Thursday, December 30, 2021

Justice

 The media got the conviction they were all praying for.  One of them, anyway.  Maxwell will go to prison for a very, very long time.  Rittenhouse, meanwhile, will probably be elected to the Senate.  Sex is bad.  Murder is self-defense.  It all comes down to juries and their sensibilities, I guess.  I don't think I believe much in the jury system of justice any longer.  Well. . . I don't think I believe in justice at all.  

The best one can do, I think, is to leave people alone.  They are full of bad diseases and ill-temper, and sooner or later you are either going to have sex with them or shoot them.  They are as unpredictable as retarded pit bulls.  You think you are going to be nice and pet them, and next thing you know, they've tried to take your arm off.  

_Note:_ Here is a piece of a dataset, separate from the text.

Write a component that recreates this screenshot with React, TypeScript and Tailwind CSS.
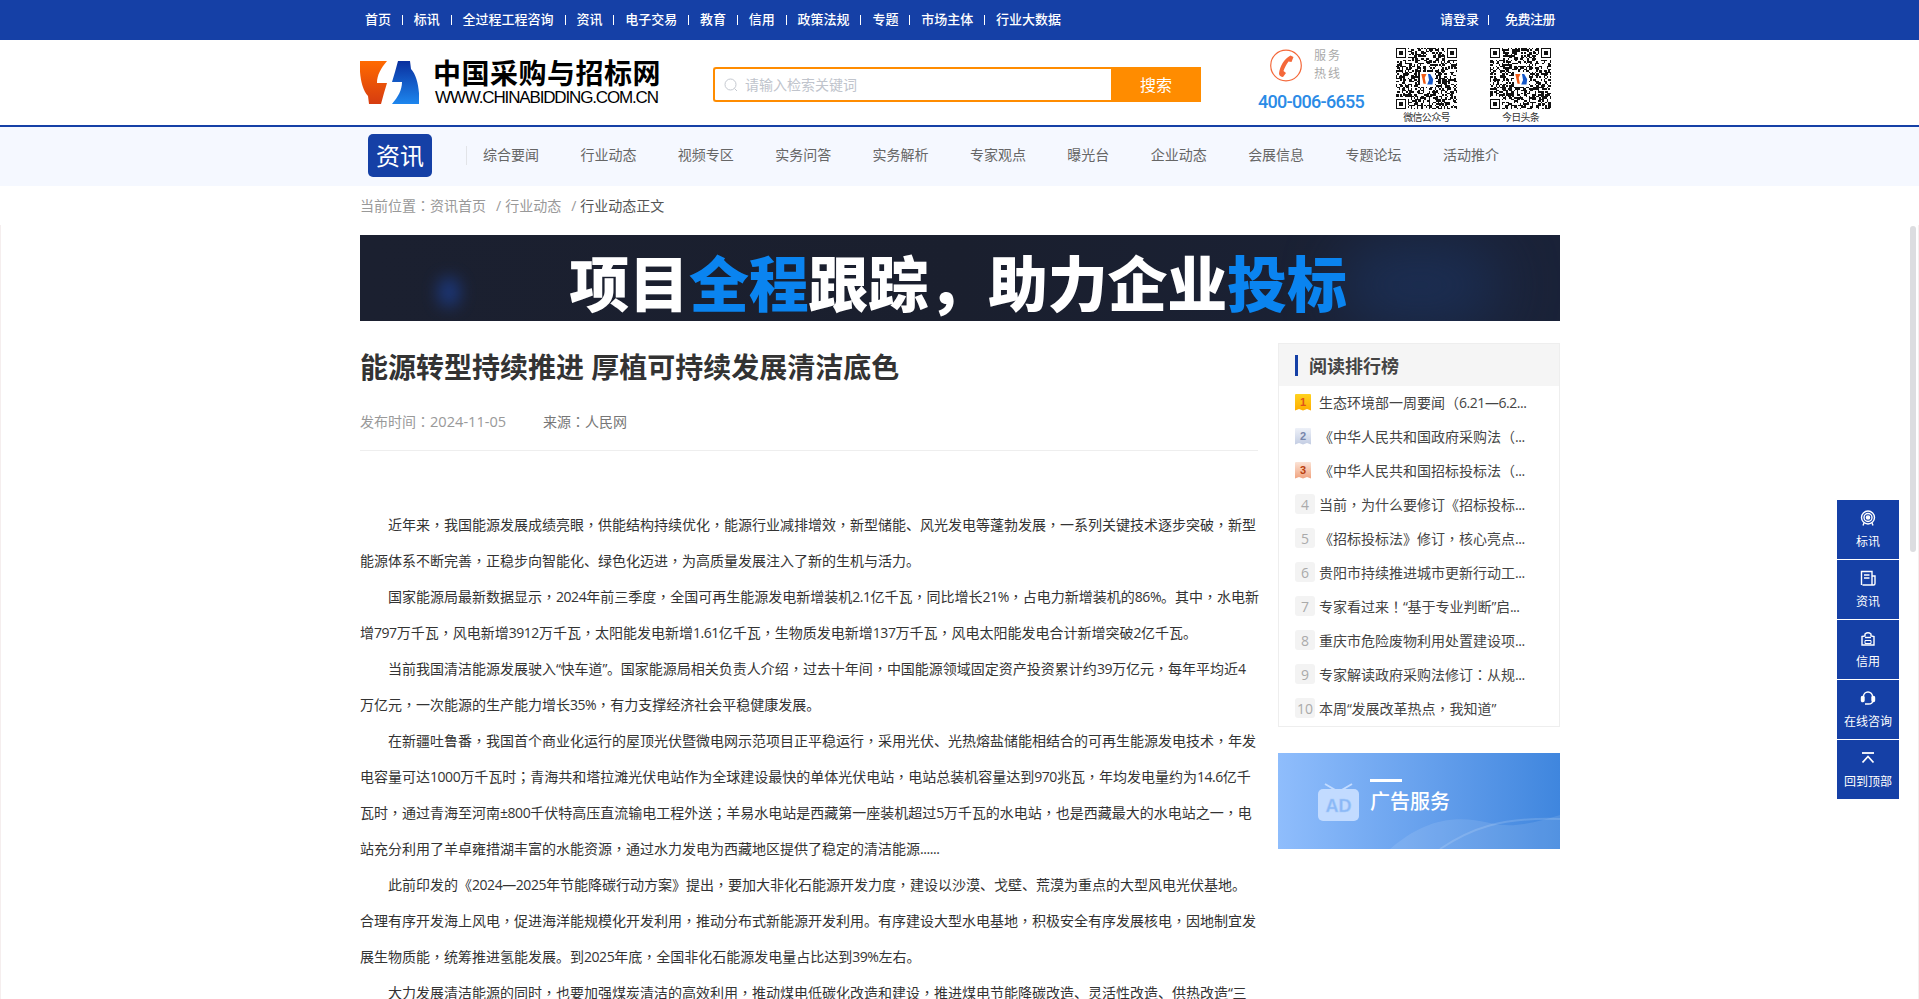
const F = "font-['Open_Sans','Noto_Sans_CJK_SC',sans-serif]";

const topNav = ["首页","标讯","全过程工程咨询","资讯","电子交易","教育","信用","政策法规","专题","市场主体","行业大数据"];
const subNav = ["综合要闻","行业动态","视频专区","实务问答","实务解析","专家观点","曝光台","企业动态","会展信息","专题论坛","活动推介"];
const ranking = [
  "生态环境部一周要闻（6.21—6.2...",
  "《中华人民共和国政府采购法（...",
  "《中华人民共和国招标投标法（...",
  "当前，为什么要修订《招标投标...",
  "《招标投标法》修订，核心亮点...",
  "贵阳市持续推进城市更新行动工...",
  "专家看过来！“基于专业判断”启...",
  "重庆市危险废物利用处置建设项...",
  "专家解读政府采购法修订：从规...",
  "本周“发展改革热点，我知道”",
];
const article: [string, boolean][] = [
  ["近年来，我国能源发展成绩亮眼，供能结构持续优化，能源行业减排增效，新型储能、风光发电等蓬勃发展，一系列关键技术逐步突破，新型", true],
  ["能源体系不断完善，正稳步向智能化、绿色化迈进，为高质量发展注入了新的生机与活力。", false],
  ["国家能源局最新数据显示，2024年前三季度，全国可再生能源发电新增装机2.1亿千瓦，同比增长21%，占电力新增装机的86%。其中，水电新", true],
  ["增797万千瓦，风电新增3912万千瓦，太阳能发电新增1.61亿千瓦，生物质发电新增137万千瓦，风电太阳能发电合计新增突破2亿千瓦。", false],
  ["当前我国清洁能源发展驶入“快车道”。国家能源局相关负责人介绍，过去十年间，中国能源领域固定资产投资累计约39万亿元，每年平均近4", true],
  ["万亿元，一次能源的生产能力增长35%，有力支撑经济社会平稳健康发展。", false],
  ["在新疆吐鲁番，我国首个商业化运行的屋顶光伏暨微电网示范项目正平稳运行，采用光伏、光热熔盐储能相结合的可再生能源发电技术，年发", true],
  ["电容量可达1000万千瓦时；青海共和塔拉滩光伏电站作为全球建设最快的单体光伏电站，电站总装机容量达到970兆瓦，年均发电量约为14.6亿千", false],
  ["瓦时，通过青海至河南±800千伏特高压直流输电工程外送；羊易水电站是西藏第一座装机超过5万千瓦的水电站，也是西藏最大的水电站之一，电", false],
  ["站充分利用了羊卓雍措湖丰富的水能资源，通过水力发电为西藏地区提供了稳定的清洁能源......", false],
  ["此前印发的《2024—2025年节能降碳行动方案》提出，要加大非化石能源开发力度，建设以沙漠、戈壁、荒漠为重点的大型风电光伏基地。", true],
  ["合理有序开发海上风电，促进海洋能规模化开发利用，推动分布式新能源开发利用。有序建设大型水电基地，积极安全有序发展核电，因地制宜发", false],
  ["展生物质能，统筹推进氢能发展。到2025年底，全国非化石能源发电量占比达到39%左右。", false],
  ["大力发展清洁能源的同时，也要加强煤炭清洁的高效利用，推动煤电低碳化改造和建设，推进煤电节能降碳改造、灵活性改造、供热改造“三", true],
];

function T({ s }: { s: string }) {
  return (
    <>
      {s.split(/([\x20-\x7e±—“”]+|[，：；！])/).map((part, i) => {
        if (!part) return null;
        if (/^[，：；！]$/.test(part)) return <span key={i} className="font-['Noto_Sans_CJK_TC',sans-serif]">{part}</span>;
        if (i % 2 === 1) return <span key={i} className="tracking-[-0.45px]">{part}</span>;
        return <span key={i}>{part}</span>;
      })}
    </>
  );
}

function Logo() {
  const d = "M0 1 H27 C21 8 17 15 17 23 H27 L24 33 L21 44 H9 L8 36 C2 30 -1 15 0 1Z";
  return (
    <svg width="59" height="45" viewBox="0 0 59 45" className="shrink-0">
      <defs>
        <linearGradient id="lo" x1="0" y1="0" x2="0" y2="1"><stop offset="0" stopColor="#ff6a00" /><stop offset="1" stopColor="#d63c10" /></linearGradient>
        <linearGradient id="lb" x1="0" y1="0" x2="0" y2="1"><stop offset="0" stopColor="#1d86ee" /><stop offset="1" stopColor="#0a2f9e" /></linearGradient>
      </defs>
      <path d={d} fill="url(#lo)" />
      <path d={d} fill="url(#lb)" transform="rotate(180 29.500 22.500)" />
    </svg>
  );
}

function QR({ seed }: { seed: number }) {
  const n = 41;
  const dark = "#111";
  const cells: JSX.Element[] = [];
  let s = seed;
  const inFinder = (x: number, y: number) => (x < 8 && y < 8) || (x >= n - 8 && y < 8) || (x < 8 && y >= n - 8);
  for (let y = 0; y < n; y++) {
    for (let x = 0; x < n; x++) {
      s = (s * 1103515245 + 12345) & 0x7fffffff;
      if (!inFinder(x, y) && ((s >> 16) & 7) < 4) cells.push(<rect key={x + "-" + y} x={x} y={y} width="1" height="1" fill={dark} />);
    }
  }
  const finder = (x: number, y: number) => (
    <g key={x + "_" + y}>
      <rect x={x} y={y} width="7" height="7" fill={dark} />
      <rect x={x + 1} y={y + 1} width="5" height="5" fill="#fff" />
      <rect x={x + 2} y={y + 2} width="3" height="3" fill={dark} />
    </g>
  );
  return (
    <svg width="61" height="61" viewBox="0 0 41 41" shapeRendering="crispEdges">
      <rect width="41" height="41" fill="#fff" />
      {cells}
      {finder(0, 0)}
      {finder(34, 0)}
      {finder(0, 34)}
      <rect x="16" y="16" width="10" height="10" fill="#fff" />
      <path d="M17 17.500h3.500l-1.200 2.500.8 4H18.500z" fill="#f05a14" shapeRendering="auto" />
      <path d="M21.500 17.500h1.500l2 3.500-.5 3.500h-3.500l1.200-3z" fill="#1557c8" shapeRendering="auto" />
    </svg>
  );
}

function Ribbon({ n, from, to, text }: { n: number; from: string; to: string; text: string }) {
  return (
    <svg width="16" height="17" viewBox="0 0 16 17" className="shrink-0">
      <defs>
        <linearGradient id={"r" + n} x1="0" y1="0" x2="0" y2="1"><stop offset="0" stopColor={from} /><stop offset="1" stopColor={to} /></linearGradient>
      </defs>
      <path d="M1 0H15Q16 0 16 1V16.500L12 15L8 16.500L4 15L0 16.500V1Q0 0 1 0Z" fill={"url(#r" + n + ")"} />
      <text x="8" y="11.500" textAnchor="middle" fontSize="11" fontWeight="700" fontFamily="Liberation Sans" fill={text}>{n}</text>
    </svg>
  );
}

function SideIcon({ i }: { i: number }) {
  const p = { fill: "none", stroke: "#fff", strokeWidth: 1.4 };
  if (i === 0)
    return (
      <svg width="16" height="16" viewBox="0 0 16 16" {...p}>
        <circle cx="8" cy="7.500" r="6.500" /><circle cx="8" cy="7.500" r="4" /><circle cx="8" cy="7.500" r="1.600" fill="#fff" />
        <path d="M4 13l-1 2.500M12 13l1 2.500" />
      </svg>
    );
  if (i === 1)
    return (
      <svg width="16" height="16" viewBox="0 0 16 16" {...p}>
        <path d="M1.500 15V1.500H12V15H2.500M12 6H15V13.500Q15 15 13.500 15H12" /><path d="M4 5H9.500M4 8H9.500" />
      </svg>
    );
  if (i === 2)
    return (
      <svg width="16" height="15" viewBox="0 0 16 15" {...p}>
        <path d="M2 5.500L5 5V3Q8 .5 11 3V5L14 5.500V14H2Z" /><path d="M5 6.500H11" /><path d="M5 9.500H11V12.500H5Z" strokeWidth="1" />
      </svg>
    );
  if (i === 3)
    return (
      <svg width="16" height="16" viewBox="0 0 16 16" {...p}>
        <path d="M3.500 8V6.500A4.500 4.500 0 0 1 12.500 6.500V8" />
        <rect x="1.500" y="6.500" width="2.500" height="5" rx="1" fill="#fff" /><rect x="12" y="6.500" width="2.500" height="5" rx="1" fill="#fff" />
        <path d="M5 14H8.500Q12.500 14 12.800 11" />
      </svg>
    );
  return (
    <svg width="16" height="12" viewBox="0 0 16 12" fill="none" stroke="#fff" strokeWidth="1.800">
      <path d="M2 1H14" /><path d="M2.500 10.500L8 4.500L13.500 10.500" />
    </svg>
  );
}

export default function App() {
  return (
    <div className={`${F} h-screen overflow-hidden bg-white flex flex-col`}>
      <div className="shrink-0">
        <div className="h-10 bg-[#1540a6] text-white text-[13px] font-medium">
          <div className="w-[1200px] ml-[360px] h-full flex items-center justify-between pl-[5px] pr-[5px]">
            <div className="flex items-center gap-[10.9px]">
              {topNav.map((t, i) => (
                <div key={t} className="flex items-center gap-[10.9px]">
                  {i > 0 && <span className="w-px h-[10px] bg-white" />}
                  <span>{t}</span>
                </div>
              ))}
            </div>
            <div className="flex items-center">
              <span>请登录</span>
              <span className="w-px h-[10px] bg-white ml-[9px] mr-[16px]" />
              <span className="tracking-[-0.5px]">免费注册</span>
            </div>
          </div>
        </div>

        <div className="h-[85px] flex items-start">
          <div className="w-[1200px] ml-[360px] flex items-start">
            <div className="flex items-start mt-[20px] w-[353px]">
              <Logo />
              <div className="ml-[14px] -mt-[2px] text-black">
                <div className="text-[28px] font-bold leading-[31px] tracking-[0.5px] whitespace-nowrap">中国采购与招标网</div>
                <div className="text-[17px] leading-[18px] tracking-[-1.15px] ml-[2px] font-['Liberation_Sans',sans-serif] whitespace-nowrap">WWW.CHINABIDDING.COM.CN</div>
              </div>
            </div>
            <div className="flex mt-[27px] h-[35px] w-[488px]">
              <div className="flex-1 border-2 border-[#ff8c00] rounded-l-[3px] border-r-0 flex items-center pl-[9px]">
                <svg width="14" height="14" viewBox="0 0 14 14" fill="none" stroke="#c5c9d0" strokeWidth="1"><circle cx="6.500" cy="6.500" r="5.500" /><path d="M10.500 10.500L13 13" /></svg>
                <span className="ml-[7px] text-[14px] text-[#c0c4cc]">请输入检索关键词</span>
              </div>
              <div className="w-[90px] bg-[#ff8c00] text-white text-[16px] flex items-center justify-center">搜索</div>
            </div>
            <div className="ml-[57px] mt-[7px] w-[138px] flex flex-col">
              <div className="flex items-center ml-[12px] gap-[12px]">
                <svg width="32" height="33" viewBox="0 0 32 33" fill="none">
                  <circle cx="16" cy="16.500" r="15.300" stroke="#f4683a" strokeWidth="1.200" />
                  <path d="M20.500 6.500L23.500 8L21.500 13L18.500 12.500C16 16 14.500 19 13.500 22L16 24L13 28C11 28 9 26.500 9 24.500C10 17 14 10 20.500 6.500Z" fill="#f4683a" />
                </svg>
                <div className="text-[12px] leading-[18px] text-[#aaa] tracking-[2px]"><div>服务</div><div>热线</div></div>
              </div>
              <div className="mt-[9px] text-[18px] leading-[20px] font-['Roboto',sans-serif] font-medium tracking-[-0.7px] text-[#2b8be6] whitespace-nowrap">400-006-6655</div>
            </div>
            <div className="mt-[8px] w-[94px] flex flex-col items-start">
              <QR seed={17} />
              <div className="w-[61px] text-center text-[10px] leading-[14px] text-[#333] tracking-[-0.7px] whitespace-nowrap mt-[1px]">微信公众号</div>
            </div>
            <div className="mt-[8px] w-[61px] flex flex-col items-start">
              <QR seed={91} />
              <div className="w-[61px] text-center text-[10px] leading-[14px] text-[#333] tracking-[-0.7px] whitespace-nowrap mt-[1px]">今日头条</div>
            </div>
          </div>
        </div>

        <div className="h-[61px] border-t-2 border-[#1540a6] bg-[#f5f8ff]">
          <div className="w-[1200px] ml-[360px] h-full flex items-center pl-[8px]">
            <div className="w-[64px] h-[43px] -mt-[2px] bg-[#1540a6] rounded-[5px] text-white text-[24px] flex items-center justify-center">资讯</div>
            <div className="w-px h-[19px] bg-[#e2e4e8] ml-[34px] -mt-[2px]" />
            <div className="flex ml-[16px] gap-[41.4px] text-[14px] text-[#666] -mt-[5px] whitespace-nowrap">
              {subNav.map((t) => <span key={t}>{t}</span>)}
            </div>
          </div>
        </div>

        <div className="h-[39px] flex items-center">
          <div className="ml-[360px] text-[14px] text-[#999] flex items-center">
            <span><T s="当前位置：资讯首页" /></span>
            <span className="ml-[10px] mr-[4px]">/</span>
            <span>行业动态</span>
            <span className="ml-[10px] mr-[4px]">/</span>
            <span className="text-[#555]">行业动态正文</span>
          </div>
        </div>
      </div>

      <div className="flex-1 min-h-0 overflow-hidden border-l border-r border-[#f5eeee]">
        <div className="w-[1200px] ml-[359px] pt-[10px]">
          <div className="relative h-[86px] bg-gradient-to-r from-[#1b2030] via-[#1a1f2e] to-[#1a2238] flex items-center justify-center text-white text-[60px] leading-[60px] font-black tracking-[-0.2px] whitespace-nowrap pr-[4px] pt-[12px]">
            <div className="absolute inset-0 overflow-hidden">
              <div className="absolute left-[78px] top-[42px] w-[22px] h-[30px] rounded-full bg-[#1d46a8] blur-[8px] opacity-60" />
              <div className="absolute right-[60px] top-[10px] w-[160px] h-[80px] rounded-full bg-[#1c3768] blur-[30px] opacity-60" />
            </div>
            <span className="relative">项目<span className="text-[#0a84f0]">全程</span>跟踪，助力企业<span className="text-[#0a84f0]">投标</span></span>
          </div>

          <div className="flex justify-between mt-[22px]">
            <div className="w-[898px]">
              <h1 className="h-[50px] text-[28px] font-bold leading-[48px] text-[#333] whitespace-nowrap">能源转型持续推进 厚植可持续发展清洁底色</h1>
              <div className="flex mt-[18px] h-[40px] border-b border-[#eeeeee] text-[14px] leading-[20px]">
                <span className="text-[#999] w-[183px]"><span className="font-['Noto_Sans_CJK_TC',sans-serif]">发布时间：</span><span className="text-[14.600px]">2024-11-05</span></span>
                <span className="text-[#777]"><T s="来源：人民网" /></span>
              </div>
              <div className="mt-[55px] text-[14px] leading-[36px] text-[#333]">
                {article.map(([line, indent]) => (
                  <div key={line} className={indent ? "h-[36px] pl-[28px] whitespace-nowrap" : "h-[36px] whitespace-nowrap"}><T s={line} /></div>
                ))}
              </div>
            </div>

            <div className="w-[282px]">
              <div className="border border-[#eeeeee] h-[384px] box-border">
                <div className="h-[42px] bg-[#f5f5f5] flex items-center pl-[16px]">
                  <span className="w-[3px] h-[21px] bg-[#1540a6]" />
                  <span className="ml-[11px] mt-[2px] text-[18px] font-bold text-[#444]">阅读排行榜</span>
                </div>
                {ranking.map((t, i) => (
                  <div key={t} className="h-[34px] pb-[2px] flex items-center pl-[16px] text-[14px] text-[#444] whitespace-nowrap">
                    {i === 0 && <Ribbon n={1} from="#ffd21f" to="#ffae00" text="#e0521a" />}
                    {i === 1 && <Ribbon n={2} from="#eef1f8" to="#c3cde3" text="#7785aa" />}
                    {i === 2 && <Ribbon n={3} from="#fbe3d6" to="#f0a37f" text="#b9400f" />}
                    {i > 2 && <span className="w-[20px] h-[20px] shrink-0 rounded-[3px] bg-[#f3f3f3] text-[#aaa] text-[14px] flex items-center justify-center">{i + 1}</span>}
                    <span className={i < 3 ? "ml-[8px]" : "ml-[4px]"}><T s={t} /></span>
                  </div>
                ))}
              </div>

              <div className="relative mt-[26px] h-[96px] bg-gradient-to-r from-[#8fbdfc] to-[#3f86de] overflow-hidden flex items-center pl-[40px]">
                <div className="absolute inset-y-0 right-0 w-[180px] bg-[radial-gradient(#ffffff2e_0.6px,transparent_0.6px)] bg-[length:4px_4px]" />
                <svg width="41" height="38" viewBox="0 0 41 38" className="relative shrink-0 mt-[1px]">
                  <path d="M7 1L19 8M34 1L22 8" stroke="#c2dbff" strokeWidth="2" />
                  <rect y="6" width="41" height="32" rx="5" fill="#c2dbff" />
                  <text x="20.500" y="29" textAnchor="middle" fontSize="18" fontWeight="700" fontFamily="Liberation Sans" fill="#8ab8f6" stroke="#a9cbfb" strokeWidth="0.5">AD</text>
                </svg>
                <div className="relative z-10 ml-[11px] text-white -mt-[9px]">
                  <div className="w-[32px] h-[3px] bg-white" />
                  <div className="mt-[7px] text-[20px] leading-[26px] font-medium whitespace-nowrap">广告服务</div>
                </div>
                <svg className="absolute right-0 bottom-0" width="170" height="34" viewBox="0 0 170 34" fill="none">
                  <path d="M0 34C30 8 60 -2 100 8C125 14 150 6 170 0V34Z" fill="#ffffff" fillOpacity="0.1" />
                  <path d="M50 34C80 14 110 2 170 4" stroke="#ffffff" strokeOpacity="0.15" strokeWidth="2" />
                </svg>
              </div>
            </div>
          </div>
        </div>
      </div>

      <div className="absolute top-[226px] left-[1910px] w-[6px] h-[326px] rounded-[3px] bg-[#dcdde0]" />

      <div className="absolute top-[500px] left-[1837px] w-[62px] flex flex-col gap-px">
        {["标讯","资讯","信用","在线咨询","回到顶部"].map((t, i) => (
          <div key={t} className="h-[59px] bg-[#1540a6] text-white flex flex-col items-center pt-[10px]">
            <div className="h-[16px] flex items-center"><SideIcon i={i} /></div>
            <div className="mt-[8px] text-[12px] leading-[16px] whitespace-nowrap">{t}</div>
          </div>
        ))}
      </div>
    </div>
  );
}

Hermitages look more appealing all the time.  To wit:

I sent this around to some friends last night with the message, "I think I've misled my life."  I've been watching a series of videos by another fellow who might interest you, too.  He lives down the hill from Johanne.  Here is a link to his videos as well (link).  Once you start, you'll find an endless supply of documentaries on people who have spent their lives fairly off the grid, and somehow, they seem enviable.  

I would have had to develop an entirely different set of skills.  I'd have to learn to fix and build things.  At present, these are not in my wheelhouse, as they say.  I actually get tired just watching these guys work.  But look at the rewards.  I don't know.  Maybe they are as miserable as the rest of us in the end.  Probably that is baked into the genetic code.  In the end, maybe they wished they had office jobs and families and jolly Christmases.  You know, the other big lie.  

In the end, we are just gone, I guess, no matter what, and more and more to me, it seems madness, this waiting, each day another step toward the inevitable.  

"Burn the witches," the people used to scream.  They were found guilty by a jury of their peers.  

Jesus, the Scales of Blind Justice, another metaphor to calm the breasts of the beasts.  But the beasts will not be calmed, it seems.  I cannot argue about it with people any longer.  

I wish I had skills.  

I am ill once more.  Something's got me.  I am going to have to cancel my luncheon date, something I am loathe to do.  I hate not keeping my word, but I can't chance passing on something that I don't know what it might be.  Bad stomach, lousy all over.  It seems I haven't reached full wellness for a very long time.  

The photo is another of the Babylon 13 cinema film.  I don't have a plethora of images.  Saying that was hyperbolic madness.  I have a few more images and they dwindle in interest every day.  I don't know when I'll make more.  

But the cat has been at the kitchen door for a long time now waiting to be fed.  I'd better do my duty.  She lives a solitary life, but she doesn't seem to be feral any more.  I think she has lost some skills.